Il revient sur quelques-unes de ses multiples rencontres. « J’ai rencontré Jean Gabin qui venait de faire installer une salle de traite, dans sa propriété de la Pichonnière dans l’Orne. Il ne souriait pas, un peu froid, mais ce n’est pas l’individu désagréable qu’on soupçonne. Pendant l’heure et demie où il m’a reçu, j’ai apprécié sa sensibilité. J’ai aussi aperçu Bourvil, à l’occasion du tournage de la ‘ferme du pendu’ ».

Veuf depuis 7 ans, père de deux enfants, Pierre ne s’arrête pas à son âge. « Je n’y pense pas. Il faut juste faire attention à son rythme de vie, à ce qu’on mange ». Il porte un regard sévère sur notre époque. « J’ai l’impression qu’on vit la fin de la Rome antique, la fin d’un empire ». Il dit se cultiver par l’observation, lui qui est fâché avec la télé. « Ce n’est qu’une culture de l’argent ». Ce qui l’a rendu heureux ? « La croissance naturelle des plantes qui maintient l’homme en bonne santé ».
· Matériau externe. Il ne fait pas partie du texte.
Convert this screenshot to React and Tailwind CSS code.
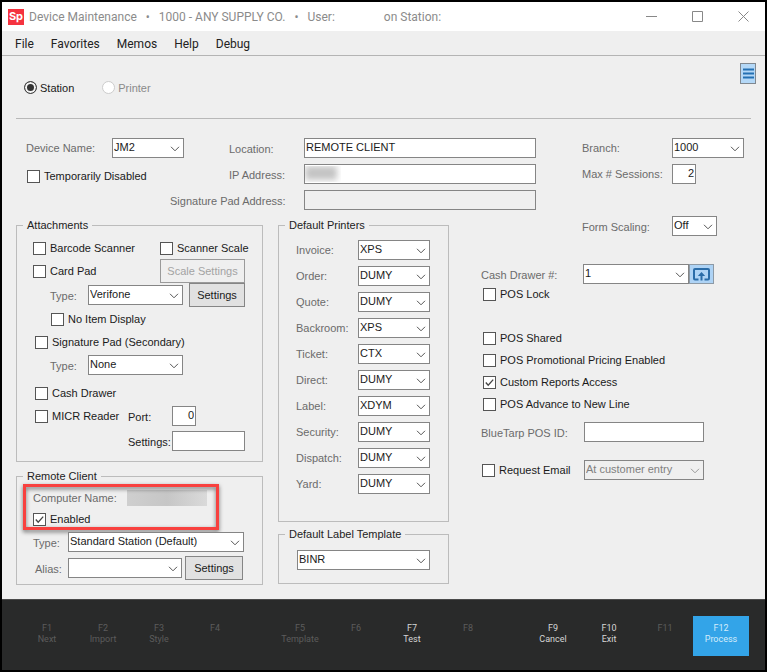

Son carnet d’adresses s’étiole au fil des ans. « Ils n’atteignent pas tous mon âge ». Il n’y a pas si longtemps, il a encore reçu un appel de Saint-Pétersbourg, lui demandant des coordonnées d’anciennes connaissances, comme cette dame qu’il avait rencontrée et qui l’avait emmené découvrir le Lac des Cygnes donné par le Bolchoï à Moscou.

Il conclut ainsi : « J’ai envie de provoquer les gens en leur disant : Ayez donc cette envie de vivre heureux. La vie il faut en faire une comédie, pas une tragédie ».